What is asked: Leave out the pictures and repeat the data exactly.
** Begin Source material **
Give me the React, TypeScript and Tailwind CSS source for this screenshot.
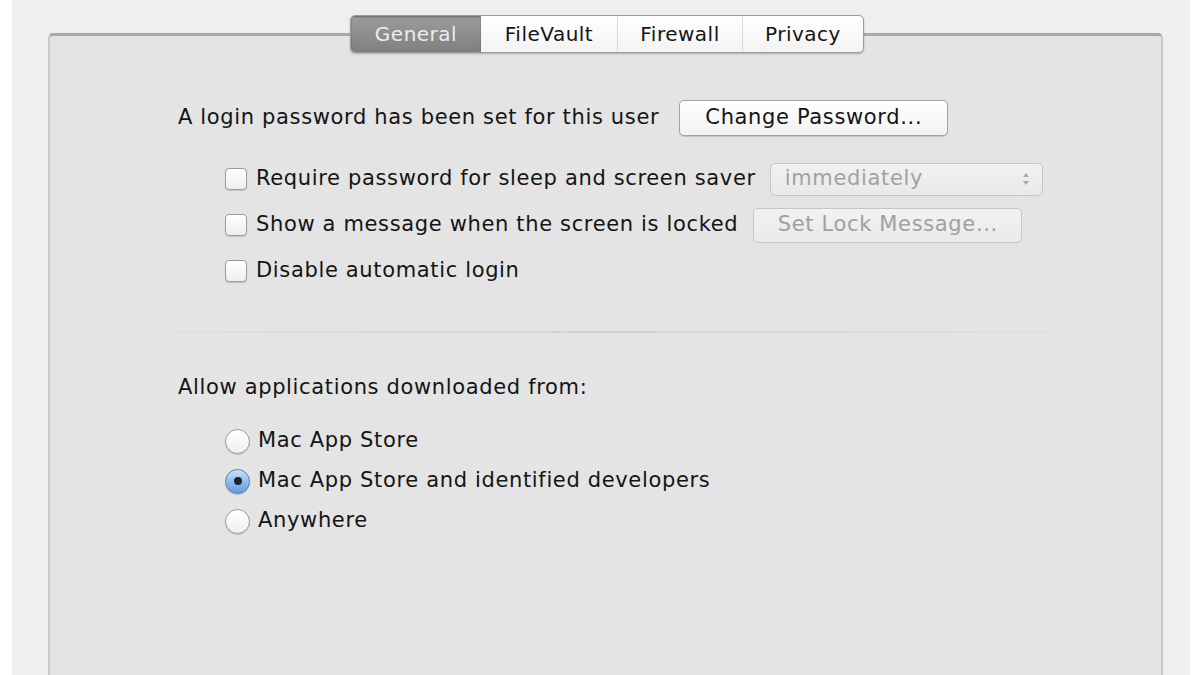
import React from "react";

const font = { fontFamily: '"DejaVu Sans", "Liberation Sans", sans-serif' };

function Checkbox() {
  return (
    <span className="mr-[9px] h-[22px] w-[22px] shrink-0 rounded-[4px] border border-[#9b9b9b] bg-gradient-to-b from-white to-[#eeeeee] shadow-[0_1px_1px_rgba(0,0,0,0.15)]" />
  );
}

function Radio({ checked }: { checked?: boolean }) {
  if (checked) {
    return (
      <span className="mr-[8px] flex h-[25px] w-[25px] shrink-0 items-center justify-center rounded-full border border-[#5b7fa6] bg-gradient-to-b from-[#cfe3f8] via-[#8dbdf0] to-[#5f9ddf] shadow-[0_1px_1px_rgba(0,0,0,0.2)]">
        <span className="h-[8px] w-[8px] rounded-full bg-[#1b2230]" />
      </span>
    );
  }
  return (
    <span className="mr-[8px] h-[25px] w-[25px] shrink-0 rounded-full border border-[#9b9b9b] bg-gradient-to-b from-white to-[#efefef] shadow-[0_1px_1px_rgba(0,0,0,0.15)]" />
  );
}

const tabs = [
  { label: "General", w: "w-[130px]", active: true },
  { label: "FileVault", w: "w-[136px]" },
  { label: "Firewall", w: "w-[125px]" },
  { label: "Privacy", w: "w-[121px]" },
];

export default function App() {
  return (
    <div className="h-[675px] w-[1200px] overflow-hidden bg-white pl-[12px] pr-[10px]" style={font}>
      <div className="h-full bg-[#eef0ef] pl-[36px] pr-[27px] pt-[33px]">
        <div className="relative h-[700px] rounded-t-[5px] border-x-2 border-t-[3px] border-x-[#c9c9c9] border-t-[#a9a9a9] bg-[#e4e4e4] text-[21px] tracking-[0.65px] text-[#141414]">
          {/* segmented tabs sitting on the top border */}
          <div className="absolute -top-[21px] left-[300px] flex h-[38px] overflow-hidden rounded-[5px] border border-[#9c9c9c] bg-gradient-to-b from-white to-[#f3f3f3] text-[20px] tracking-[0.5px] shadow-[0_1px_2px_rgba(0,0,0,0.25)]">
            {tabs.map((t, i) => (
              <div
                key={t.label}
                className={
                  t.active
                    ? `${t.w} flex items-center justify-center bg-gradient-to-b from-[#9c9c9c] to-[#808080] text-[#ececec] shadow-[inset_0_1px_2px_rgba(0,0,0,0.35)]`
                    : `${t.w} flex items-center justify-center ${i > 1 ? "border-l border-[#dadada]" : ""}`
                }
              >
                {t.label}
              </div>
            ))}
          </div>

          <div className="pt-[64px]">
            <div className="flex h-[36px] items-center pl-[128px]">
              <span>A login password has been set for this user</span>
              <button className="ml-[20px] h-[36px] w-[269px] rounded-[5px] border border-[#a3a3a3] bg-gradient-to-b from-white to-[#f2f2f2] shadow-[0_1px_1px_rgba(0,0,0,0.15)]">
                Change Password...
              </button>
            </div>

            <div className="mt-[20px] pl-[175px]">
              <div className="flex h-[46px] items-center">
                <Checkbox />
                <span>Require password for sleep and screen saver</span>
                <div className="ml-[14px] flex h-[33px] w-[273px] items-center justify-between rounded-[5px] border border-[#c6c6c6] bg-gradient-to-b from-[#f1f1f1] to-[#e9e9e9] pl-[14px] pr-[12px] text-[#a2a2a2]">
                  <span>immediately</span>
                  <svg width="8" height="14" viewBox="0 0 8 14">
                    <path d="M4 1 L7 5 H1 Z" fill="#a8a8a8" />
                    <path d="M4 13 L7 9 H1 Z" fill="#a8a8a8" />
                  </svg>
                </div>
              </div>
              <div className="flex h-[46px] items-center">
                <Checkbox />
                <span>Show a message when the screen is locked</span>
                <button className="ml-[15px] h-[35px] w-[269px] rounded-[5px] border border-[#c6c6c6] bg-gradient-to-b from-[#f2f2f2] to-[#eaeaea] text-[#a0a0a0]">
                  Set Lock Message...
                </button>
              </div>
              <div className="flex h-[46px] items-center">
                <Checkbox />
                <span>Disable automatic login</span>
              </div>
            </div>

            <div className="mx-[20px] mt-[37px] h-[2px] bg-gradient-to-r from-transparent via-[#d2d2d2] to-transparent" />

            <div className="mt-[43px] flex h-[24px] items-center pl-[128px]">
              Allow applications downloaded from:
            </div>

            <div className="mt-[21px] pl-[175px]">
              <div className="flex h-[40px] items-center">
                <Radio />
                <span>Mac App Store</span>
              </div>
              <div className="flex h-[40px] items-center">
                <Radio checked />
                <span>Mac App Store and identified developers</span>
              </div>
              <div className="flex h-[40px] items-center">
                <Radio />
                <span>Anywhere</span>
              </div>
            </div>
          </div>
        </div>
      </div>
    </div>
  );
}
** End Source material **
Reply:
Give me the React, TypeScript and Tailwind CSS source for this screenshot.
import React from "react";

const font = { fontFamily: '"DejaVu Sans", "Liberation Sans", sans-serif' };

function Checkbox() {
  return (
    <span className="mr-[9px] h-[22px] w-[22px] shrink-0 rounded-[4px] border border-[#9b9b9b] bg-gradient-to-b from-white to-[#eeeeee] shadow-[0_1px_1px_rgba(0,0,0,0.15)]" />
  );
}

function Radio({ checked }: { checked?: boolean }) {
  if (checked) {
    return (
      <span className="mr-[8px] flex h-[25px] w-[25px] shrink-0 items-center justify-center rounded-full border border-[#5b7fa6] bg-gradient-to-b from-[#cfe3f8] via-[#8dbdf0] to-[#5f9ddf] shadow-[0_1px_1px_rgba(0,0,0,0.2)]">
        <span className="h-[8px] w-[8px] rounded-full bg-[#1b2230]" />
      </span>
    );
  }
  return (
    <span className="mr-[8px] h-[25px] w-[25px] shrink-0 rounded-full border border-[#9b9b9b] bg-gradient-to-b from-white to-[#efefef] shadow-[0_1px_1px_rgba(0,0,0,0.15)]" />
  );
}

const tabs = [
  { label: "General", w: "w-[130px]", active: true },
  { label: "FileVault", w: "w-[136px]" },
  { label: "Firewall", w: "w-[125px]" },
  { label: "Privacy", w: "w-[121px]" },
];

export default function App() {
  return (
    <div className="h-[675px] w-[1200px] overflow-hidden bg-white pl-[12px] pr-[10px]" style={font}>
      <div className="h-full bg-[#eef0ef] pl-[36px] pr-[27px] pt-[33px]">
        <div className="relative h-[700px] rounded-t-[5px] border-x-2 border-t-[3px] border-x-[#c9c9c9] border-t-[#a9a9a9] bg-[#e4e4e4] text-[21px] tracking-[0.65px] text-[#141414]">
          {/* segmented tabs sitting on the top border */}
          <div className="absolute -top-[21px] left-[300px] flex h-[38px] overflow-hidden rounded-[5px] border border-[#9c9c9c] bg-gradient-to-b from-white to-[#f3f3f3] text-[20px] tracking-[0.5px] shadow-[0_1px_2px_rgba(0,0,0,0.25)]">
            {tabs.map((t, i) => (
              <div
                key={t.label}
                className={
                  t.active
                    ? `${t.w} flex items-center justify-center bg-gradient-to-b from-[#9c9c9c] to-[#808080] text-[#ececec] shadow-[inset_0_1px_2px_rgba(0,0,0,0.35)]`
                    : `${t.w} flex items-center justify-center ${i > 1 ? "border-l border-[#dadada]" : ""}`
                }
              >
                {t.label}
              </div>
            ))}
          </div>

          <div className="pt-[64px]">
            <div className="flex h-[36px] items-center pl-[128px]">
              <span>A login password has been set for this user</span>
              <button className="ml-[20px] h-[36px] w-[269px] rounded-[5px] border border-[#a3a3a3] bg-gradient-to-b from-white to-[#f2f2f2] shadow-[0_1px_1px_rgba(0,0,0,0.15)]">
                Change Password...
              </button>
            </div>

            <div className="mt-[20px] pl-[175px]">
              <div className="flex h-[46px] items-center">
                <Checkbox />
                <span>Require password for sleep and screen saver</span>
                <div className="ml-[14px] flex h-[33px] w-[273px] items-center justify-between rounded-[5px] border border-[#c6c6c6] bg-gradient-to-b from-[#f1f1f1] to-[#e9e9e9] pl-[14px] pr-[12px] text-[#a2a2a2]">
                  <span>immediately</span>
                  <svg width="8" height="14" viewBox="0 0 8 14">
                    <path d="M4 1 L7 5 H1 Z" fill="#a8a8a8" />
                    <path d="M4 13 L7 9 H1 Z" fill="#a8a8a8" />
                  </svg>
                </div>
              </div>
              <div className="flex h-[46px] items-center">
                <Checkbox />
                <span>Show a message when the screen is locked</span>
                <button className="ml-[15px] h-[35px] w-[269px] rounded-[5px] border border-[#c6c6c6] bg-gradient-to-b from-[#f2f2f2] to-[#eaeaea] text-[#a0a0a0]">
                  Set Lock Message...
                </button>
              </div>
              <div className="flex h-[46px] items-center">
                <Checkbox />
                <span>Disable automatic login</span>
              </div>
            </div>

            <div className="mx-[20px] mt-[37px] h-[2px] bg-gradient-to-r from-transparent via-[#d2d2d2] to-transparent" />

            <div className="mt-[43px] flex h-[24px] items-center pl-[128px]">
              Allow applications downloaded from:
            </div>

            <div className="mt-[21px] pl-[175px]">
              <div className="flex h-[40px] items-center">
                <Radio />
                <span>Mac App Store</span>
              </div>
              <div className="flex h-[40px] items-center">
                <Radio checked />
                <span>Mac App Store and identified developers</span>
              </div>
              <div className="flex h-[40px] items-center">
                <Radio />
                <span>Anywhere</span>
              </div>
            </div>
          </div>
        </div>
      </div>
    </div>
  );
}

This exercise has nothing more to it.